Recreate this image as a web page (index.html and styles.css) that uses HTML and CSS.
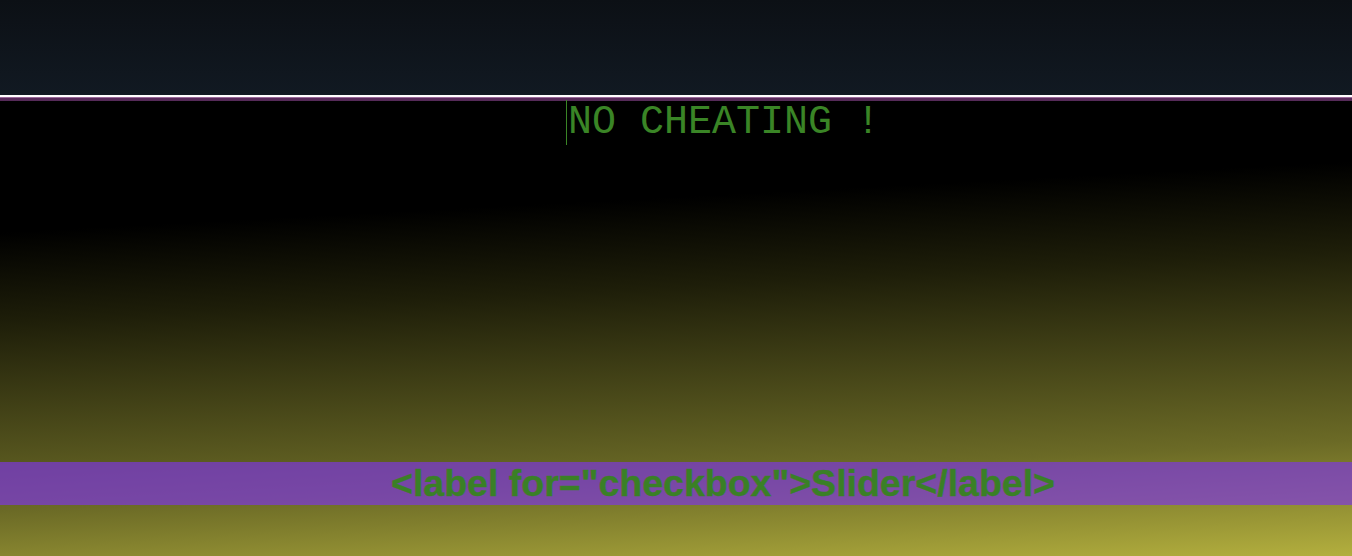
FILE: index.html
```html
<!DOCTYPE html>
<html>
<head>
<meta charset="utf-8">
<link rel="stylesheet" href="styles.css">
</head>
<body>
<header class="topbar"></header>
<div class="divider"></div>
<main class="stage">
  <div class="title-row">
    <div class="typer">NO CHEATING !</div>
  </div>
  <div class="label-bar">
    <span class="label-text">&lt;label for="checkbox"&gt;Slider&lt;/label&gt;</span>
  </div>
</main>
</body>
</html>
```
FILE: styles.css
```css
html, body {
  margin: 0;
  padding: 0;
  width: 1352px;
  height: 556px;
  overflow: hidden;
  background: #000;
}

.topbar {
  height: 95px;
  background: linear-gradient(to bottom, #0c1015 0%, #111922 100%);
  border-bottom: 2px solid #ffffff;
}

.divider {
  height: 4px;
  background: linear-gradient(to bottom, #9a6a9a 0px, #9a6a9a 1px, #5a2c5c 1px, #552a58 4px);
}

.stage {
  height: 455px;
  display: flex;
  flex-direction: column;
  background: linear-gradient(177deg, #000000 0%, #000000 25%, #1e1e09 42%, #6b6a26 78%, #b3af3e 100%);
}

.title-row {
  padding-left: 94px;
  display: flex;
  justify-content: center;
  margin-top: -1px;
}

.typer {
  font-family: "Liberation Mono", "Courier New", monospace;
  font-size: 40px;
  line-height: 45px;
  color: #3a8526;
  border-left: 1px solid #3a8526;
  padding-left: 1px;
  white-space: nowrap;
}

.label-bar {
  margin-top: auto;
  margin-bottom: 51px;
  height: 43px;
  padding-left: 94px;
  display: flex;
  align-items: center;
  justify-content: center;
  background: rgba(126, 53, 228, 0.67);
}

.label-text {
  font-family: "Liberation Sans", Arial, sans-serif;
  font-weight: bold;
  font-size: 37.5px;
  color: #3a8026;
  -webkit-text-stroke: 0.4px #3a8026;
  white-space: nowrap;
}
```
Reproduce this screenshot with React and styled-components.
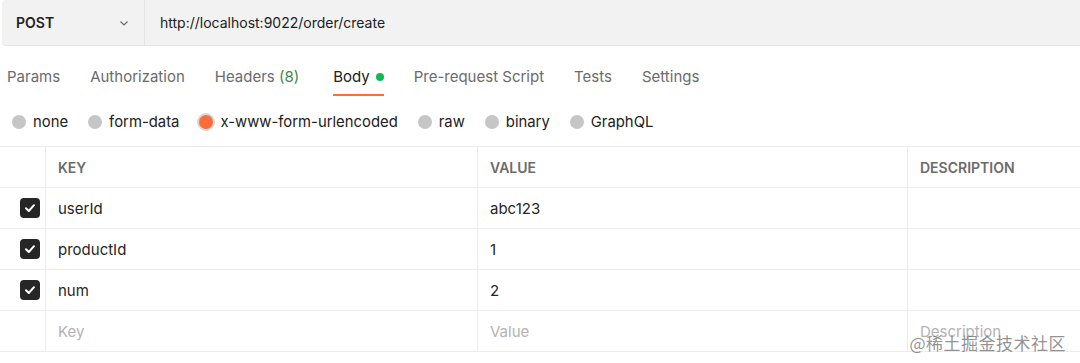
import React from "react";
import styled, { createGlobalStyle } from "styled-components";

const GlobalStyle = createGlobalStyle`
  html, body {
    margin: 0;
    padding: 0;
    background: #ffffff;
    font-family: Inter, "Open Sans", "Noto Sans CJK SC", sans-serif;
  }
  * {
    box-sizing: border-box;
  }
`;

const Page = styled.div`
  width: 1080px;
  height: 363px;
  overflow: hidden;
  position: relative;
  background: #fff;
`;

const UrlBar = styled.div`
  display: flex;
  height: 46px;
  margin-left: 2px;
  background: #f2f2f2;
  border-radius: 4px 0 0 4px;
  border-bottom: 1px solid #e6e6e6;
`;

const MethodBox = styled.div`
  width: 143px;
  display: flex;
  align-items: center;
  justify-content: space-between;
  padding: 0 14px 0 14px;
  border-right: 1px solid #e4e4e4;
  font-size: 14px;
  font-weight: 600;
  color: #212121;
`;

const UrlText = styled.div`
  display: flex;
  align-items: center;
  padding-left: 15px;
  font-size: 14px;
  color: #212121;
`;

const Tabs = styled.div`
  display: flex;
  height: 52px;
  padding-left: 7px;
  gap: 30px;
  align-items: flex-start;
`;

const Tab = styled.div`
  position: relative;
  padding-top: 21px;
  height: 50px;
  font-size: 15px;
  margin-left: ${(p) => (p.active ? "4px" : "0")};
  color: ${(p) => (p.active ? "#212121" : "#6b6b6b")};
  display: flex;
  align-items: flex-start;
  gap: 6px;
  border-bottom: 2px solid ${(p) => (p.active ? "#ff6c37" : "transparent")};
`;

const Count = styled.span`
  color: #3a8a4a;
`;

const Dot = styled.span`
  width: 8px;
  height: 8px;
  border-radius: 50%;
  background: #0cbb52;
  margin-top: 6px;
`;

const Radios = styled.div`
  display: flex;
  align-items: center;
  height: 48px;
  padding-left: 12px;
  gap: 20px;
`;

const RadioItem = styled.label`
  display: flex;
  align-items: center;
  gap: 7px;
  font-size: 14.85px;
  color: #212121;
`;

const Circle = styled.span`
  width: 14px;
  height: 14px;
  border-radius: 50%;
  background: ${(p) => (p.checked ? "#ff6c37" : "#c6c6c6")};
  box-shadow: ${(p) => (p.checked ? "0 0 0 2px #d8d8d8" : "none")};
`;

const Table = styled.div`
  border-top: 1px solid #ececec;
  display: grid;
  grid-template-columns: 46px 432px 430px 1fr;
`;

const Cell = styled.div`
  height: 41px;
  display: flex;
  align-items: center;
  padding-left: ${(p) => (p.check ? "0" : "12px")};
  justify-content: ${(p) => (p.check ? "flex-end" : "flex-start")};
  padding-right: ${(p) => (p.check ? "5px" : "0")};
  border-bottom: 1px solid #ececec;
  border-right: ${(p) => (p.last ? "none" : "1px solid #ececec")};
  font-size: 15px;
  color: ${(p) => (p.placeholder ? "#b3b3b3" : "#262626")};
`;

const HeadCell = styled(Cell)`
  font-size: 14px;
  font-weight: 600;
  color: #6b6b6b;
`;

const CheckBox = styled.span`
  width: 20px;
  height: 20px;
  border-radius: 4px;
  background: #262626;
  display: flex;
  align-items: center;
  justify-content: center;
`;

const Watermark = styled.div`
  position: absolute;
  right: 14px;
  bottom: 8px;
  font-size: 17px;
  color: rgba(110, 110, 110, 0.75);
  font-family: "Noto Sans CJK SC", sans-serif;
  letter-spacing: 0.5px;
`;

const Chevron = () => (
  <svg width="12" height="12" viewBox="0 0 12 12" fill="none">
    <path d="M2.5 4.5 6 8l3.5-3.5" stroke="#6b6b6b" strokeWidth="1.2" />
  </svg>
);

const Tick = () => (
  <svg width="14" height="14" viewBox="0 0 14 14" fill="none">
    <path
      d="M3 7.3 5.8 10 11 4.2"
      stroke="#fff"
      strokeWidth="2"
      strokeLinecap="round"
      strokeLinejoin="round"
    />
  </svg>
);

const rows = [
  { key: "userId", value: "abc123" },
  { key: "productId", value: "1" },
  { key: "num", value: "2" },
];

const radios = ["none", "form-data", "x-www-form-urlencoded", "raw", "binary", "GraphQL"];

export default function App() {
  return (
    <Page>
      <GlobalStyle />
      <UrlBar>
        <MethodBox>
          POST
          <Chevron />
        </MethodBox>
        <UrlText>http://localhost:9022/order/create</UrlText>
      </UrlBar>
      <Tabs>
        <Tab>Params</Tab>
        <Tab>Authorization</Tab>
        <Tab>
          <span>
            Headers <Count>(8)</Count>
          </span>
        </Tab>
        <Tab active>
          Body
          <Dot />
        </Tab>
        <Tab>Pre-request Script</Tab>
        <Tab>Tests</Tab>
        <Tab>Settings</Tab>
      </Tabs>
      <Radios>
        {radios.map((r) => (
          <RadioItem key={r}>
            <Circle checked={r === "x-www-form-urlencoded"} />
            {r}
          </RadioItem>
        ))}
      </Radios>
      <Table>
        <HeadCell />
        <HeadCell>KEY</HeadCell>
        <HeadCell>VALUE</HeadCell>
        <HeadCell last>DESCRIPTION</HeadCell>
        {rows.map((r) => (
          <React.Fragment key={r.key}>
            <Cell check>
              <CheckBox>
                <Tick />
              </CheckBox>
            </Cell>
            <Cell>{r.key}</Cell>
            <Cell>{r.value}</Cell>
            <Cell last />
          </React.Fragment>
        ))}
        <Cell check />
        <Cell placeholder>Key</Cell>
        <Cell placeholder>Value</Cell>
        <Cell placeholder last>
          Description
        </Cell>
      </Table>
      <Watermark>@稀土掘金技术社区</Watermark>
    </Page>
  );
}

• • • • •

Exercise requirements ▸
Pull out all lines of the data with the string "index".

Written response ▸
Recreate this image as a web page (index.html and styles.css) that uses HTML and CSS.
FILE: index.html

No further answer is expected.